While the automotive industry sees a potential path to tariff relief, Europe’s famed wine and spirits producers are expressing bitter disappointment with the new US-EU trade framework. The deal, which offers a conditional reduction in US auto tariffs, provides no such exemption for alcoholic beverages, leaving them subject to a significant 15% import duty in their largest market.
The French wine exporters federation (FEVS) stated it was “hugely disappointed” by the outcome, which follows months of negotiations. In 2024, the EU exported €8 billion worth of alcohol to the US, with French wine accounting for a substantial portion. The federation’s head, Gabriel Picard, warned that the continued tariffs would create “major difficulties” for the entire sector.

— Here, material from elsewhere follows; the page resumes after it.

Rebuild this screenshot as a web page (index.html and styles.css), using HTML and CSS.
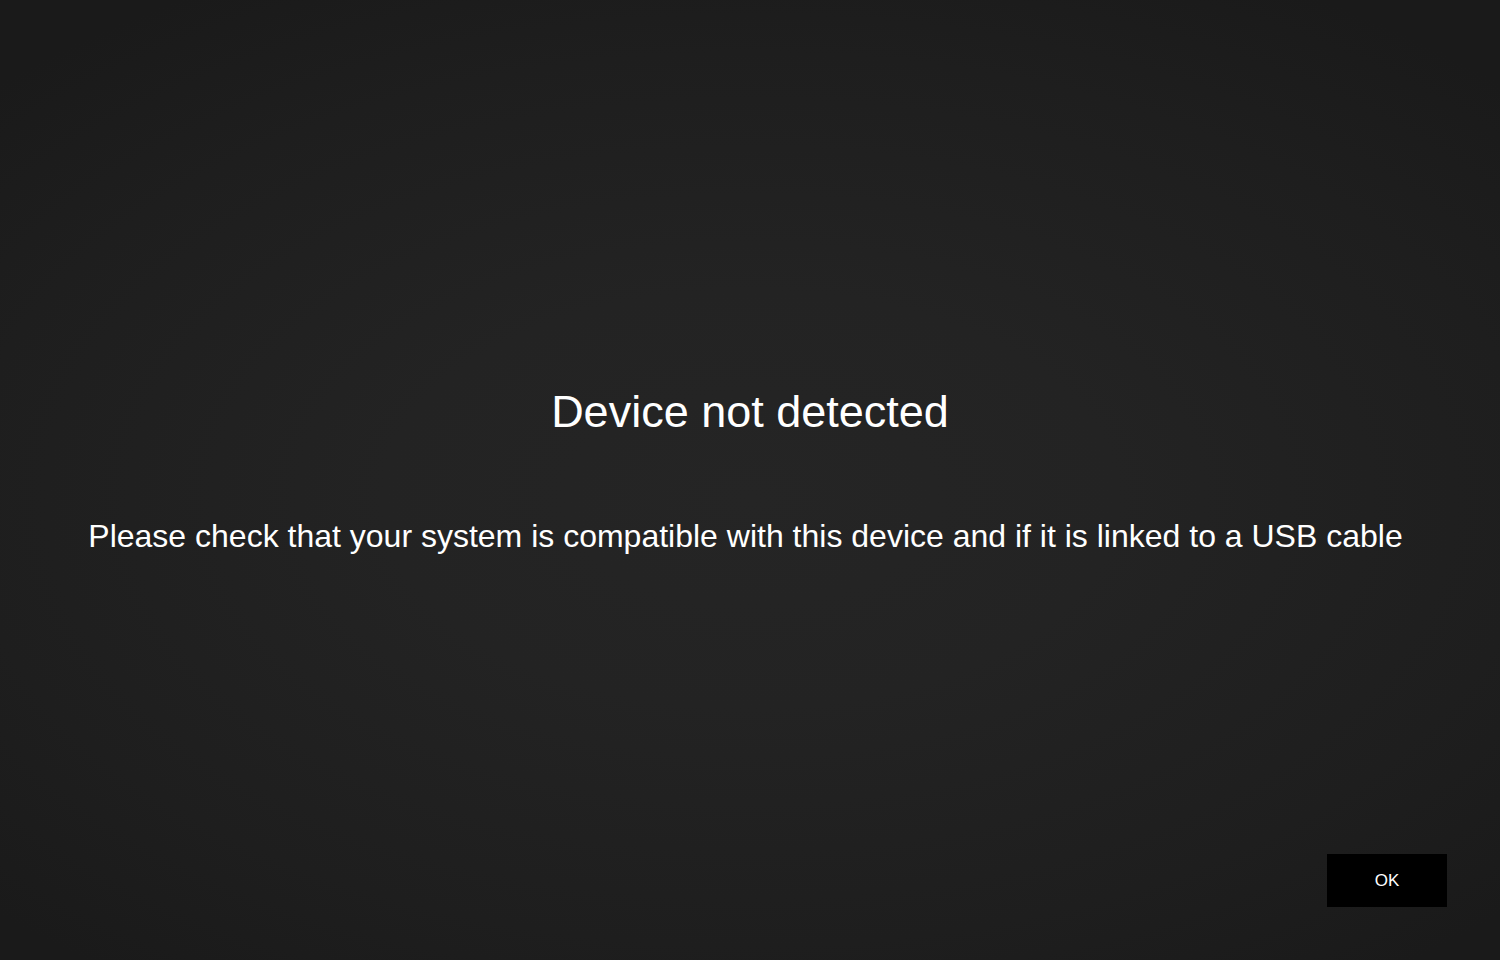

France’s Minister for Trade, Laurent Saint-Martin, attempted to offer a glimmer of hope, stating on social media that “the story isn’t over” and that the government would seek “additional exemptions.” However, he conceded that this would not be easy or happen quickly. This leaves vintners, like those in Bordeaux, facing what they call a “further brake” on sales, even as they express relief that threatened 200% tariffs were avoided.
The discontent is transatlantic, as the Distilled Spirits Council of the United States also criticized the agreement. The organization projected that the 15% tariffs on EU spirits could lead to over $1 billion in retail losses and eliminate 12,000 American jobs. Its president called for “permanent tariff-free trade,” a goal this deal fails to achieve for the beverage industry.